Che cosa sono questi frutti? Pochi capitoli prima, Gesù aveva detto: “In verità, in verità io vi dico: se il chicco di grano, caduto in terra, non muore, rimane solo; se invece muore, porta molto frutto” (Gv 12,24). Portare frutto sembra dunque significare non un accumulo di azioni disparate, ma entrare nella logica di Gesù, che è quella del perdere la propria vita, del non vivere per sé stesso,

Allora rimanere in Gesù per portare frutto può significare lasciarci coinvolgere dal suo percorso di vita donata, di vita spesa per amore. Questa è la vita che glorifica e cioè manifesta il Padre, come Gesù aveva detto proprio in quel contesto: “E’ venuta l’ora he il Figlio dell’uomo sia glorificato. Padre, glorifica il tuo nome” (Gv 12,23.28) e come ripete qui: “In questo è glorificato il Padre” (Gv 15,8).
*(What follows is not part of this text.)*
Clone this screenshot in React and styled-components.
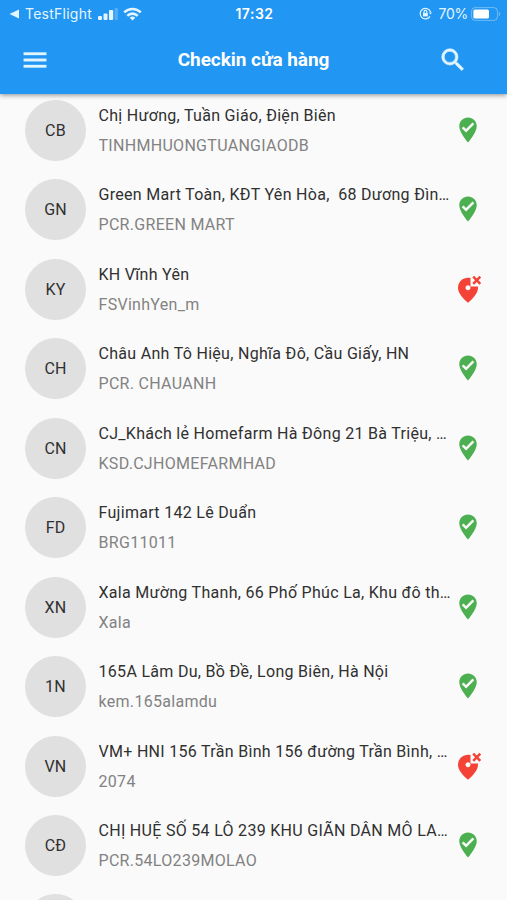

In questa domenica possiamo chiederci qual è la logica che abita le nostre giornate. Un padrone, è preoccupato della resa. Il Padre chiede a noi di vivere l’amore vero che è dimenticare sé per fare spazio all’amore di Dio e del prossimo, che sono un unico amore.

Nell’apparente sconfitta, nell’inevidenza di una vita spesa per amore ecco i frutti veri e duraturi, ecco il volto del Padre che si fa visibile. No, non sono sprecate le vite di chi per Gesù e unito a lui accetta la logica del chicco di grano. Il mondo può far rumoreggiare sempre più forte le sue armi, chi va in cerca di notorietà può moltiplicare le sue opere, chi ha parole forbite i suoi discorsi, ma la vita, quella che germoglia come a primavera con promessa di frutti, abita altrove.